Welche Themen wurden behandelt?

Die Themenschwerpunkte der vier Interviewer haben gut zu deren Person gepasst. Die aus der Türkei stammende Nihan stellte Fragen zur Integration, zu Flüchtlingen und zu Ausländerfeindlichkeit. „MrWissen2go“ alias Mirko Drotschmann sprach dagegen mehr über das Programm der SPD und große Themen wie über Russland, die USA und Nordkorea. Der als Gamer bekannte Marcel Scorpion war für Fragen der Digitalisierung zuständig und deckte damit ein Gebiet ab, das sich viele schon für das große TV-Duell zwischen Angela Merkel und Martin Schulz am vergangenen Sonntag gewünscht hätten.
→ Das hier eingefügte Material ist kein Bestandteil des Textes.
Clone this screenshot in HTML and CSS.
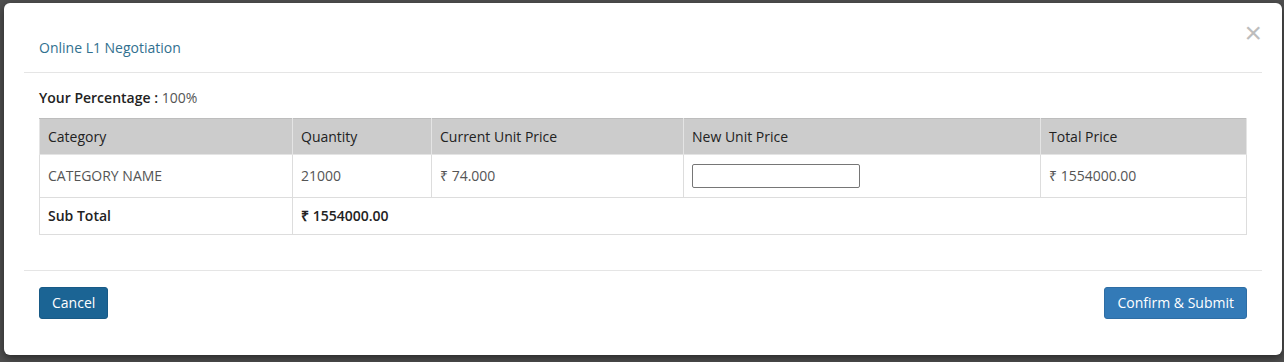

Zum Schluss durfte noch „ItsColesLaw“ auf dem Moderatorenstuhl Platz nehmen, um mit Martin Schulz über Bildung und Tierschutz zu sprechen. Tierschutz? Ja, dieses Thema haben bisher wohl die wenigsten vermisst. Aber gut, Schulz hatte so die Möglichkeit, auch noch seine Frau, die Tierschützerin, mit ins Spiel zu bringen.

Wie kritisch waren die Fragen der YouTuber?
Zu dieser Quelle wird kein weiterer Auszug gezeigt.